3467.)I hate how after that one night when you confessed to me how you really felt about me and how you loved me as much as I loved you, you stopped talking to me. And now every time I try to talk to you, you give me the cold shoulder.

3447.) How do I erase all the pain?

3442.) I’m in love with someone who lives hundreds of miles away from me…

3430.) I think you are around. I think you keep tabs on me. I think you miss me, maybe a little. I think you want things from me, but you are confused and scared. I think I am too. I think it is too easy to assume things from minute to minute because we don’t just straighten things out. I think you’ve tried to call, but my phone is broken. I want to call you, but I’m afraid I’ve made this all up. I’m leaving him, but I think I’m utterly devoid of faith and courage. I’m not leaving because of you, but I’m afraid you’d think I was. I really miss you, but in this situation I am pathetic little girl. I would like to talk to you, no expectations, no holding back. I think we really need each other right now, but I am afraid we’ll never get our timing straight.
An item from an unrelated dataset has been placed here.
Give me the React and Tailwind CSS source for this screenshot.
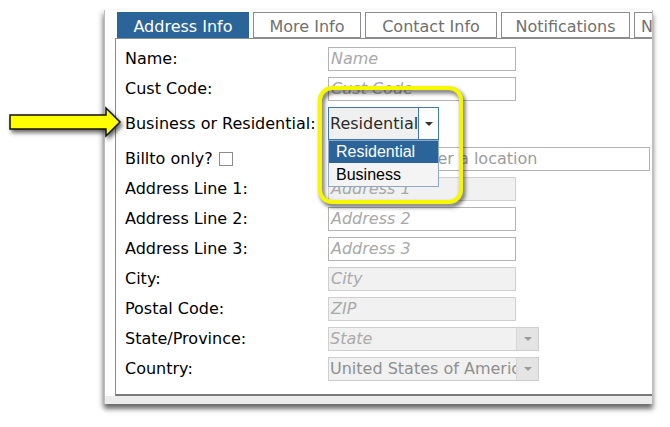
const TABS = [
  { name: 'Address Info', w: 'w-[132px]', active: true },
  { name: 'More Info', w: 'w-[108px]' },
  { name: 'Contact Info', w: 'w-[132px]' },
  { name: 'Notifications', w: 'w-[129px]' },
  { name: 'Notes', w: 'w-[60px]' },
];

const FIELDS = [
  { label: 'Name:', kind: 'text', ph: 'Name' },
  { label: 'Cust Code:', kind: 'text', ph: 'Cust Code' },
  { label: 'Business or Residential:', kind: 'type' },
  { label: 'Billto only?', kind: 'location' },
  { label: 'Address Line 1:', kind: 'text', ph: 'Address 1', disabled: true },
  { label: 'Address Line 2:', kind: 'text', ph: 'Address 2' },
  { label: 'Address Line 3:', kind: 'text', ph: 'Address 3' },
  { label: 'City:', kind: 'text', ph: 'City', disabled: true },
  { label: 'Postal Code:', kind: 'text', ph: 'ZIP', disabled: true },
  { label: 'State/Province:', kind: 'combo', ph: 'State' },
  { label: 'Country:', kind: 'combo', value: 'United States of America' },
];

function Caret({ className }) {
  return (
    <svg width="8" height="4" viewBox="0 0 8 4" className={className}>
      <path d="M0 0h8L4 4z" fill="currentColor" />
    </svg>
  );
}

function TextBox({ ph, disabled }) {
  return (
    <div
      className={`h-[24px] w-[188px] border px-[2px] text-[16px] italic leading-[22px] text-[#a9a9a9] ${
        disabled ? 'border-[#cfcfcf] bg-[#f1f1f1]' : 'border-[#b3b3b3] bg-white'
      }`}
    >
      {ph}
    </div>
  );
}

function ComboBox({ ph, value }) {
  return (
    <div className="flex h-[24px] w-[211px] border border-[#cfcfcf] bg-[#f1f1f1]">
      <div className="flex-1 overflow-hidden whitespace-nowrap px-[1px] text-[16px] leading-[22px] text-[#8f8f8f]">
        {value ? value : <span className="italic text-[#ababab]">{ph}</span>}
      </div>
      <div className="flex w-[22px] items-center justify-center border-l border-[#d6d6d6] bg-[#e4e4e4] text-[#9a9a9a]">
        <Caret />
      </div>
    </div>
  );
}

function TypeSelect() {
  return (
    <div className="relative">
      <div className="flex h-[33px] w-[111px] border border-[#3f77b5] bg-[#f0f0f0]">
        <div className="flex-1 pl-[1px] text-[16px] leading-[31px] text-[#2b2b2b]">Residential</div>
        <div className="flex w-[22px] items-center justify-center border-l border-[#3f77b5] bg-white text-[#333]">
          <Caret />
        </div>
      </div>
      <div className="absolute left-0 top-[33px] z-10 w-[111px] border border-[#8aa9c9] bg-[#f4f4f4] font-['Liberation_Sans',Arial,sans-serif] text-[16px]">
        <div className="h-[22px] bg-[#2a6499] pl-[7px] leading-[22px] text-white">Residential</div>
        <div className="h-[23px] pl-[7px] leading-[23px] text-black">Business</div>
      </div>
    </div>
  );
}

function Field({ f }) {
  let control;
  if (f.kind === 'type') control = <TypeSelect />;
  else if (f.kind === 'combo') control = <ComboBox ph={f.ph} value={f.value} />;
  else if (f.kind === 'location')
    control = (
      <div className="h-[24px] w-[322px] border border-[#b3b3b3] bg-white pl-[82px] text-[16px] leading-[22px] text-[#9c9c9c]">
        Enter a location
      </div>
    );
  else control = <TextBox ph={f.ph} disabled={f.disabled} />;

  return (
    <div className={`flex items-center ${f.kind === 'type' ? 'mb-[1px]' : ''}`}>
      <div className="flex w-[203px] items-center text-[16px] text-black">
        {f.label}
        {f.kind === 'location' && (
          <span className="ml-[6px] inline-block h-[14px] w-[14px] border border-[#8c8c8c] bg-white" />
        )}
      </div>
      {control}
    </div>
  );
}

export default function App() {
  return (
    <div className="relative h-[427px] w-[670px] overflow-hidden bg-white font-['DejaVu_Sans',Verdana,sans-serif]">
      {/* form window */}
      <div className="ml-[104px] mt-[10px] h-[394px] w-[549px] overflow-hidden border-x border-[#bdbdbd] bg-[#ebebeb] pl-[10px] shadow-[0_5px_5px_rgba(0,0,0,0.55),-3px_2px_5px_rgba(0,0,0,0.12)]">
        <div className="-ml-[10px] h-[386px] bg-white pl-[10px]">
          <div className="flex gap-[4px] pl-[2px] pt-[2px]">
            {TABS.map((t) => (
              <div
                key={t.name}
                className={`h-[26px] shrink-0 overflow-hidden whitespace-nowrap border pt-[2px] text-center text-[16px] leading-[23px] ${t.w} ${
                  t.active ? 'border-[#2a6499] bg-[#2a6499] text-white' : 'border-[#8c8c8c] bg-white text-[#707070]'
                }`}
              >
                {t.name}
              </div>
            ))}
          </div>
          <div className="flex h-[358px] w-[600px] flex-col gap-[6px] border border-[#8c8c8c] border-b-[#7a7a7a] border-b-2 pl-[9px] pt-[8px]">
            {FIELDS.map((f) => (
              <Field key={f.label} f={f} />
            ))}
          </div>
        </div>
      </div>

      {/* callout arrow */}
      <svg
        width="130"
        height="40"
        viewBox="0 0 130 40"
        className="absolute left-0 top-[102px] drop-shadow-[2px_3px_2px_rgba(0,0,0,0.6)]"
      >
        <polygon
          points="10,13 106,13 106,6 120,20 106,34 106,27 10,27"
          fill="#ffff00"
          stroke="#111"
          strokeWidth="1.5"
          strokeLinejoin="miter"
        />
      </svg>

      {/* highlight ring */}
      <div className="absolute left-[318px] top-[86px] h-[118px] w-[145px] rounded-[14px] border-4 border-[#f7f700] drop-shadow-[2px_3px_2px_rgba(0,0,0,0.65)]" />
    </div>
  );
}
I’m afraid that if I really leave you alone, there will be no more chances; and Lord knows we’ve wasted so many. I think you are afraid of what you think I want, I think I’m afraid of what you might say. But, I really want you back in my life, in so many ways. These pixels might be enough to carry us through, if only I knew you were really on the other end. Sometimes people are hard to let go of because they have something we need. We never were ones to follow the rules, why start now? I wish I could reach you. I wish that this anon msg was enough.